Work out how many lines in the entries below include the word "TypeScript". Give nothing but the number.

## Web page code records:
··········
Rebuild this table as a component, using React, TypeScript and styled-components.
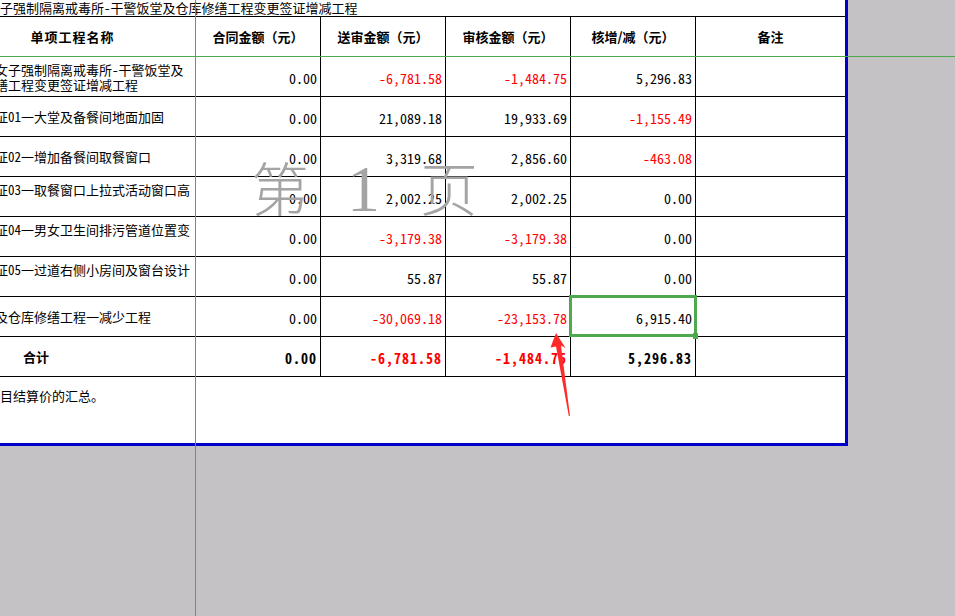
import React from "react";
import styled, { createGlobalStyle } from "styled-components";

const GREEN = "#4ea84e";
const BLUE = "#0000c8";

const GlobalStyle = createGlobalStyle`
  html, body { margin: 0; padding: 0; background: #c4c2c5; overflow: hidden; }
  body { font-family: "Noto Sans CJK SC", sans-serif; color: #000; }
`;

const Screen = styled.div`
  position: relative;
  width: 955px;
  height: 616px;
  overflow: hidden;
  background: #c4c2c5;
`;

const Sheet = styled.div`
  width: 845px;
  height: 443px;
  background: #fff;
  border-right: 3px solid ${BLUE};
  border-bottom: 3px solid ${BLUE};
  overflow: hidden;
  display: flex;
  flex-direction: column;
`;

const Title = styled.div`
  height: 16px;
  font-size: 13px;
  line-height: 16px;
  white-space: nowrap;
  font-feature-settings: "hwid" 1;
`;

const Grid = styled.div`
  margin-left: -50px;
  display: grid;
  grid-template-columns: 246px 125px 125px 125px 125px 149px;
  grid-auto-rows: 40px;
  border-top: 1px solid #000;
`;

const Cell = styled.div<{ $last?: boolean }>`
  box-sizing: border-box;
  border-bottom: 1px solid #000;
  border-right: ${(p) => (p.$last ? "none" : "1px solid #000")};
  display: flex;
  align-items: center;
  overflow: hidden;
  white-space: nowrap;
  font-feature-settings: "hwid" 1;
`;

const HeaderCell = styled(Cell)<{ $spaced?: boolean }>`
  justify-content: center;
  font-size: 13px;
  font-weight: 700;
  font-feature-settings: normal;
  letter-spacing: ${(p) => (p.$spaced ? "1px" : "0")};
`;

const NameCell = styled(Cell)<{ $top?: boolean }>`
  align-items: ${(p) => (p.$top ? "flex-start" : "center")};
  padding-left: 6px;
  padding-top: ${(p) => (p.$top ? "5px" : "0")};
  font-size: 13px;
  line-height: 15px;
`;

const TotalLabel = styled(Cell)`
  padding-left: 73px;
  font-size: 13px;
  font-weight: 700;
`;

const AmountCell = styled(Cell)<{ $neg?: boolean; $bold?: boolean }>`
  justify-content: flex-end;
  padding-right: 3px;
  padding-top: 2px;
  font-size: 14px;
  font-weight: ${(p) => (p.$bold ? 700 : 400)};
  letter-spacing: ${(p) => (p.$bold ? "1px" : "0")};
  color: ${(p) => (p.$neg ? "#ff0000" : "#000")};
`;

const EmptyCell = styled(Cell)``;

const Footer = styled.div`
  flex: 1;
  padding-top: 11px;
  font-size: 13px;
  line-height: 15px;
  white-space: nowrap;
  text-indent: -39px;
`;

const PageBreakV = styled.div`
  position: absolute;
  left: 195px;
  top: 0;
  width: 1px;
  height: 616px;
  background: ${GREEN};
`;

const PageBreakH = styled.div`
  position: absolute;
  left: 0;
  top: 56px;
  width: 955px;
  height: 1px;
  background: ${GREEN};
`;

const Selection = styled.div`
  position: absolute;
  left: 569px;
  top: 295px;
  width: 128px;
  height: 42px;
  box-sizing: border-box;
  border: 3px solid ${GREEN};
`;

const Handle = styled.div`
  position: absolute;
  left: 121px;
  top: 35px;
  width: 5px;
  height: 6px;
  background: ${GREEN};
`;

const Watermark = styled.div`
  position: absolute;
  left: 251px;
  top: 156px;
  display: flex;
  align-items: baseline;
  font-size: 58px;
  line-height: 1;
  color: #a4a4a4;
  font-weight: 300;
  pointer-events: none;
`;

const WmChar = styled.span<{ $gap: number; $serif?: boolean }>`
  margin-left: ${(p) => p.$gap}px;
  font-family: ${(p) => (p.$serif ? '"Liberation Serif", serif' : '"Noto Sans CJK SC", sans-serif')};
  font-size: ${(p) => (p.$serif ? "66px" : "58px")};
`;

const ArrowLayer = styled.svg`
  position: absolute;
  left: 0;
  top: 0;
  pointer-events: none;
`;

type Row = {
  name: React.ReactNode;
  top?: boolean;
  values: [string, string, string, string];
};

const rows: Row[] = [
  {
    name: (
      <span>
        广州市女子强制隔离戒毒所-干警饭堂及
        <br />
        仓库修缮工程变更签证增减工程
      </span>
    ),
    values: ["0.00", "-6,781.58", "-1,484.75", "5,296.83"],
  },
  { name: "变更签证01一大堂及备餐间地面加固", values: ["0.00", "21,089.18", "19,933.69", "-1,155.49"] },
  { name: "变更签证02一增加备餐间取餐窗口", values: ["0.00", "3,319.68", "2,856.60", "-463.08"] },
  { name: "变更签证03一取餐窗口上拉式活动窗口高", top: true, values: ["0.00", "2,002.25", "2,002.25", "0.00"] },
  { name: "变更签证04一男女卫生间排污管道位置变", top: true, values: ["0.00", "-3,179.38", "-3,179.38", "0.00"] },
  { name: "变更签证05一过道右侧小房间及窗台设计", top: true, values: ["0.00", "55.87", "55.87", "0.00"] },
  { name: "警饭堂及仓库修缮工程一减少工程", values: ["0.00", "-30,069.18", "-23,153.78", "6,915.40"] },
];

const totals = ["0.00", "-6,781.58", "-1,484.75", "5,296.83"];

const headers = ["合同金额（元）", "送审金额（元）", "审核金额（元）", "核增/减（元）"];

export default function App() {
  return (
    <Screen>
      <GlobalStyle />
      <Sheet>
        <Title>子强制隔离戒毒所-干警饭堂及仓库修缮工程变更签证增减工程</Title>
        <Grid>
          <HeaderCell $spaced>单项工程名称</HeaderCell>
          {headers.map((h) => (
            <HeaderCell key={h}>{h}</HeaderCell>
          ))}
          <HeaderCell $last>备注</HeaderCell>

          {rows.map((r, i) => (
            <React.Fragment key={i}>
              <NameCell $top={r.top}>{r.name}</NameCell>
              {r.values.map((v, j) => (
                <AmountCell key={j} $neg={v.startsWith("-")}>
                  {v}
                </AmountCell>
              ))}
              <EmptyCell $last />
            </React.Fragment>
          ))}

          <TotalLabel>合计</TotalLabel>
          {totals.map((v, j) => (
            <AmountCell key={j} $bold $neg={v.startsWith("-")}>
              {v}
            </AmountCell>
          ))}
          <EmptyCell $last />
        </Grid>
        <Footer>各单项目结算价的汇总。</Footer>
      </Sheet>

      <Watermark>
        <WmChar $gap={0}>第</WmChar>
        <WmChar $gap={38} $serif>1</WmChar>
        <WmChar $gap={40}>页</WmChar>
      </Watermark>

      <PageBreakV />
      <PageBreakH />

      <Selection>
        <Handle />
      </Selection>

      <ArrowLayer width={955} height={616} viewBox="0 0 955 616">
        <path
          d="M556 333 L565.5 348 L561 345.5 L570 416 L568.8 416 L556 346.5 L550.5 347.5 Z"
          fill="#ff2b2b"
        />
      </ArrowLayer>
    </Screen>
  );
}
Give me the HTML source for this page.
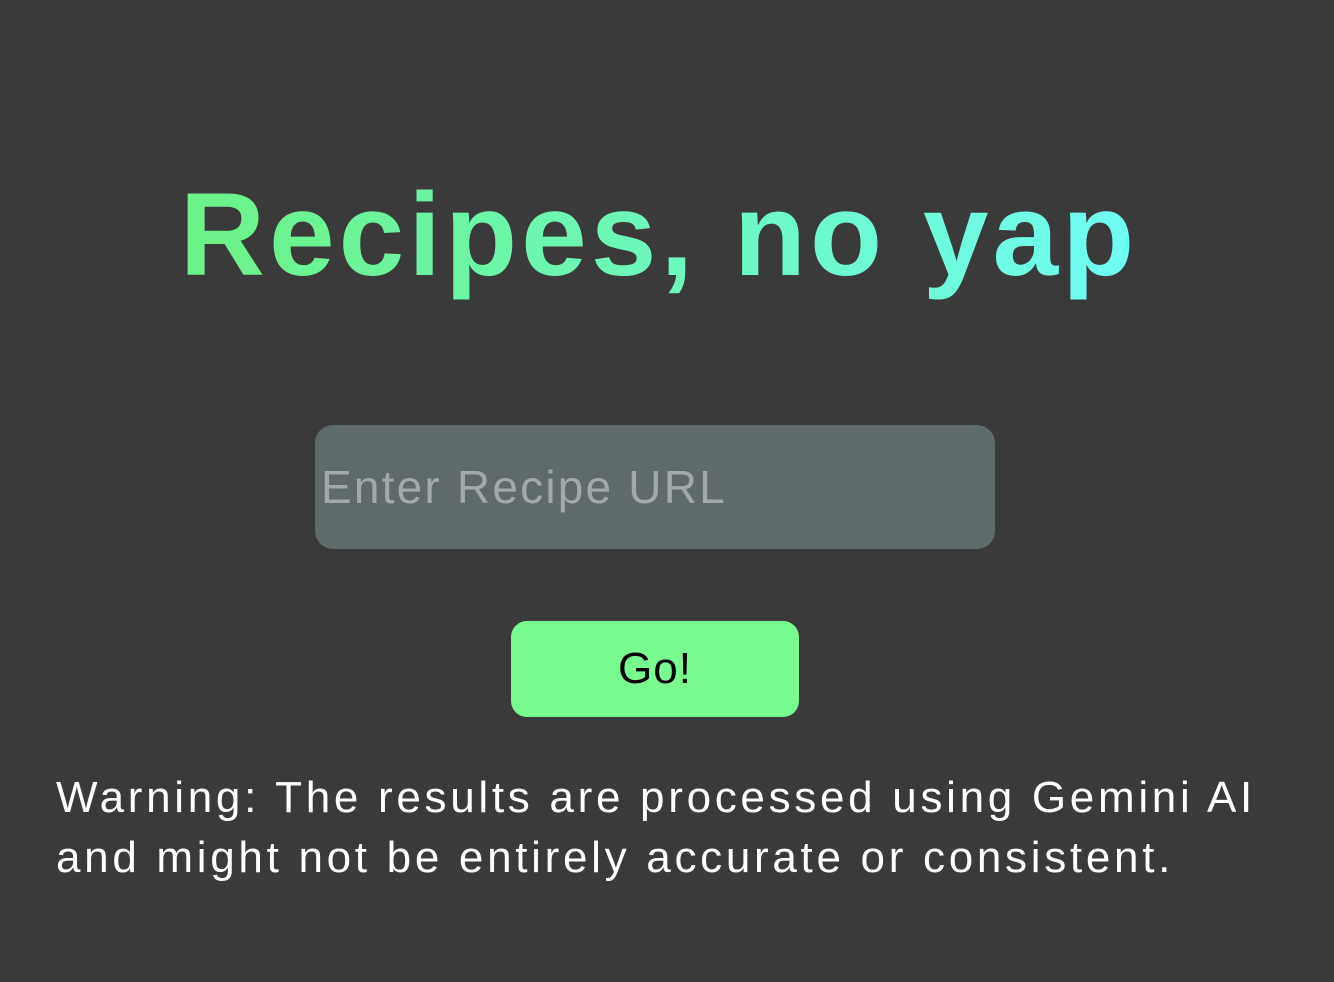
<!DOCTYPE html>
<html><head><meta charset="utf-8"><style>
html,body{margin:0;padding:0;width:1334px;height:982px;background:#3a3a3a;overflow:hidden;font-family:"Liberation Sans",sans-serif;}
h1{position:absolute;left:-8px;width:1334px;top:160px;margin:0;text-align:center;font-size:118px;font-weight:bold;line-height:150px;letter-spacing:4px;}
h1 span{background:linear-gradient(90deg,#6cf285,#6efdf3);-webkit-background-clip:text;background-clip:text;color:transparent;}
.inp{position:absolute;left:315px;top:425px;width:680px;height:124px;border-radius:18px;background:#5f6b6b;}
.inp span{position:absolute;left:6px;top:34px;font-size:46px;line-height:56px;color:#a3a8a8;letter-spacing:2.2px;}
.btn{position:absolute;left:511px;top:621px;width:288px;height:96px;border-radius:16px;background:#78fb8f;text-align:center;line-height:96px;font-size:44px;color:#000;letter-spacing:1px;}
.warn{position:absolute;left:56px;top:768px;width:1270px;font-size:44px;line-height:60px;color:#fff;letter-spacing:3.7px;}
</style></head><body>
<h1><span>Recipes, no yap</span></h1>
<div class="inp"><span>Enter Recipe URL</span></div>
<div class="btn">Go!</div>
<div class="warn">Warning: The results are processed using Gemini AI<br>and might not be entirely accurate or consistent.</div>
</body></html>
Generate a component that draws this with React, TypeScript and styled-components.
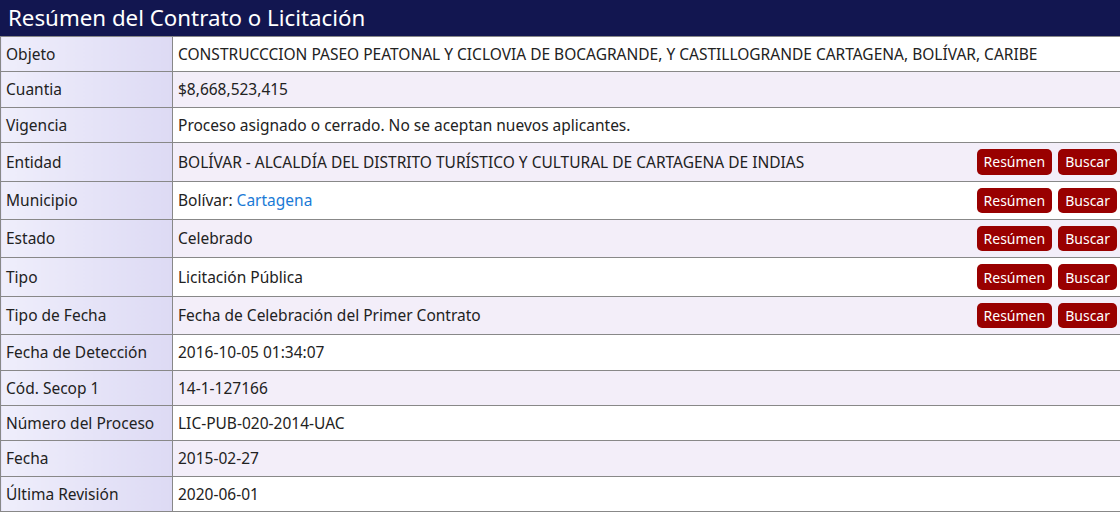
import { createGlobalStyle, styled } from 'styled-components';

type Row = {
  label: string;
  value: string;
  link?: string;
  actions?: boolean;
};

const rows: Row[] = [
  {
    label: 'Objeto',
    value: 'CONSTRUCCCION PASEO PEATONAL Y CICLOVIA DE BOCAGRANDE, Y CASTILLOGRANDE CARTAGENA, BOLÍVAR, CARIBE',
  },
  { label: 'Cuantia', value: '$8,668,523,415' },
  { label: 'Vigencia', value: 'Proceso asignado o cerrado. No se aceptan nuevos aplicantes.' },
  {
    label: 'Entidad',
    value: 'BOLÍVAR - ALCALDÍA DEL DISTRITO TURÍSTICO Y CULTURAL DE CARTAGENA DE INDIAS',
    actions: true,
  },
  { label: 'Municipio', value: 'Bolívar: ', link: 'Cartagena', actions: true },
  { label: 'Estado', value: 'Celebrado', actions: true },
  { label: 'Tipo', value: 'Licitación Pública', actions: true },
  { label: 'Tipo de Fecha', value: 'Fecha de Celebración del Primer Contrato', actions: true },
  { label: 'Fecha de Detección', value: '2016-10-05 01:34:07' },
  { label: 'Cód. Secop 1', value: '14-1-127166' },
  { label: 'Número del Proceso', value: 'LIC-PUB-020-2014-UAC' },
  { label: 'Fecha', value: '2015-02-27' },
  { label: 'Última Revisión', value: '2020-06-01' },
];

const App = () => {
  return (
    <>
      <GlobalStyle />
      <Page>
        <Title>Resúmen del Contrato o Licitación</Title>
        <Table>
          <colgroup>
            <col style={{ width: '172px' }} />
            <col />
          </colgroup>
          <tbody>
            {rows.map((row, i) => (
              <tr key={row.label}>
                <Label>{row.label}</Label>
                <Value $alt={i % 2 === 1}>
                  <ValueInner>
                    <span>
                      {row.value}
                      {row.link && <Link href="#">{row.link}</Link>}
                    </span>
                    {row.actions && (
                      <Actions>
                        <RedButton type="button">Resúmen</RedButton>
                        <RedButton type="button">Buscar</RedButton>
                      </Actions>
                    )}
                  </ValueInner>
                </Value>
              </tr>
            ))}
          </tbody>
        </Table>
      </Page>
    </>
  );
};

export default App;

const GlobalStyle = createGlobalStyle`
  body {
    margin: 0;
    background: #fff;
    overflow: hidden;
    font-family: 'Noto Sans', 'Open Sans', sans-serif;
  }
`;

const Page = styled.div`
  width: 1124px;
  color: #222;
`;

const Title = styled.h1`
  margin: 0;
  height: 36px;
  padding: 0 8px;
  background: #121650;
  color: #fff;
  font-size: 22.3px;
  font-weight: 400;
  line-height: 36px;
`;

const Table = styled.table`
  width: 100%;
  border-collapse: collapse;
  table-layout: fixed;
  font-size: 15.5px;
  border: 1px solid #888;
  border-top: none;

  td {
    border: 1px solid #888;
    padding: 6px 5px;
    line-height: 22.4px;
    vertical-align: middle;
  }
`;

const Label = styled.td`
  background: linear-gradient(to right, #efeefb, #dddaf4);
`;

const Value = styled.td<{ $alt?: boolean }>`
  background: ${({ $alt }) => ($alt ? '#f3eef9' : '#fff')};
`;

const ValueInner = styled.div`
  display: flex;
  align-items: center;
  justify-content: space-between;
  padding-right: 1px;
`;

const Actions = styled.div`
  display: flex;
  gap: 6px;
`;

const RedButton = styled.button`
  height: 25.4px;
  padding: 0 7px;
  border: none;
  border-radius: 5px;
  background: #990000;
  color: #fff;
  font-family: 'Noto Sans', 'Open Sans', sans-serif;
  font-size: 14px;
  cursor: pointer;
`;

const Link = styled.a`
  color: #1a7ad6;
  text-decoration: none;
`;
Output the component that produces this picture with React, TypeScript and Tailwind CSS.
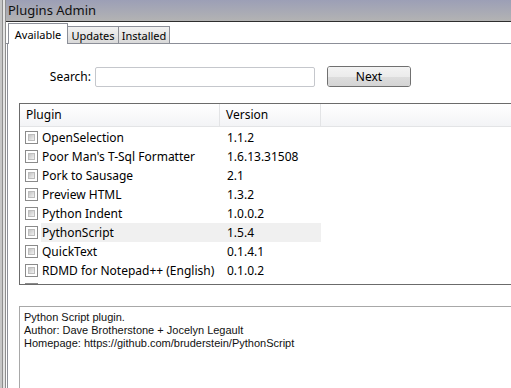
import React from "react";

const rows: [string, string][] = [
  ["OpenSelection", "1.1.2"],
  ["Poor Man's T-Sql Formatter", "1.6.13.31508"],
  ["Pork to Sausage", "2.1"],
  ["Preview HTML", "1.3.2"],
  ["Python Indent", "1.0.0.2"],
  ["PythonScript", "1.5.4"],
  ["QuickText", "0.1.4.1"],
  ["RDMD for Notepad++ (English)", "0.1.0.2"],
  ["", ""],
];

function Check() {
  return (
    <div className="w-[13px] h-[13px] border border-[#8a8a8a] bg-white p-[2px] shrink-0">
      <div className="w-full h-full bg-gradient-to-br from-[#c4c4c4] to-[#f2f2f2] border border-[#bdbdbd]" />
    </div>
  );
}

export default function App() {
  const ui = { fontFamily: '"Noto Sans", "Open Sans", sans-serif' };
  const tahoma = { fontFamily: '"Liberation Sans", Arial, sans-serif' };
  return (
    <div className="w-[511px] h-[388px] overflow-hidden flex bg-white text-[#000]" style={ui}>
      <div className="flex h-full shrink-0">
        <div className="w-[2px] bg-[#c6c6c6]" />
        <div className="w-[1px] bg-[#8e8e8e]" />
        <div className="w-[2px] bg-[#e4e4e4]" />
        <div className="w-[1px] bg-[#8e8e8e]" />
      </div>
      <div className="flex-1 flex flex-col min-w-0">
        <div className="h-[21px] shrink-0 bg-gradient-to-b from-[#9c9fb6] to-[#b3b3b3] flex items-center pl-[2px] text-[13px] text-[#111] leading-none">
          Plugins Admin
        </div>
        <div className="flex-1 flex flex-col border-t border-[#2e2e2e] bg-white">
          <div className="h-[22px] shrink-0 flex items-end pl-[2px] relative">
            <div className="absolute left-0 right-0 bottom-0 h-px bg-[#8c8f98]" />
            <div className="relative z-10 h-[21px] w-[60px] bg-white border border-b-0 border-[#8c8f98] flex items-center justify-center text-[11px] leading-none">
              Available
            </div>
            <div className="relative h-[18px] w-[51px] bg-gradient-to-b from-[#f2f2f2] to-[#d9d9d9] border border-l-0 border-[#8c8f98] flex items-center justify-center text-[11px] leading-none">
              Updates
            </div>
            <div className="relative h-[18px] w-[51px] bg-gradient-to-b from-[#f2f2f2] to-[#d9d9d9] border border-l-0 border-[#8c8f98] flex items-center justify-center text-[11px] leading-none">
              Installed
            </div>
          </div>
          <div className="flex-1 flex flex-col border-l border-[#8c8f98] ml-[1px]">
            <div className="flex items-center mt-[22px] h-[21px]">
              <div className="w-[87px] text-right text-[12px] pr-[4px]">Search:</div>
              <div className="w-[220px] h-[20px] border border-[#c5c7cc] rounded-[2px] bg-white" />
              <div className="ml-[12px] w-[84px] h-[21px] border border-[#707070] rounded-[3px] flex flex-col overflow-hidden relative">
                <div className="h-1/2 bg-gradient-to-b from-[#f3f3f3] to-[#ebebeb]" />
                <div className="h-1/2 bg-gradient-to-b from-[#dddddd] to-[#d4d4d4]" />
                <div className="absolute inset-0 flex items-center justify-center text-[12px]">Next</div>
              </div>
            </div>
            <div className="ml-[11px] mt-[16px] h-[182px] border border-r-0 border-[#6b6b6b] overflow-hidden">
              <div className="h-[23px] flex bg-gradient-to-b from-white to-[#f3f4f6] border-b border-[#e3e4e6] text-[12px]">
                <div className="w-[200px] pl-[6px] flex items-center border-r border-[#e3e4e6]">Plugin</div>
                <div className="w-[101px] pl-[6px] flex items-center border-r border-[#e3e4e6]">Version</div>
              </div>
              <div className="pt-[1px]">
                {rows.map(([n, v], i) => (
                  <div key={i} className="h-[19px] flex items-center text-[12px]">
                    <div className="w-[21px] pl-[5px] flex items-center">
                      <Check />
                    </div>
                    <div className={`flex h-full items-center ${i === 5 ? "bg-[#f0f0f0]" : ""}`}>
                      <div className="w-[180px] pl-[1px] whitespace-nowrap">{n}</div>
                      <div className="w-[100px] pl-[6px] whitespace-nowrap">{v}</div>
                    </div>
                  </div>
                ))}
              </div>
            </div>
            <div className="ml-[11px] mt-[21px] flex-1 border-t border-l border-[#a8a8a8] pl-[4px] pt-[4px] text-[11px] leading-[13px] text-[#111]" style={tahoma}>
              <div>Python Script plugin.</div>
              <div>Author: Dave Brotherstone + Jocelyn Legault</div>
              <div>Homepage: https://github.com/bruderstein/PythonScript</div>
            </div>
          </div>
        </div>
      </div>
    </div>
  );
}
··········
## RESPONSE BELOW:
3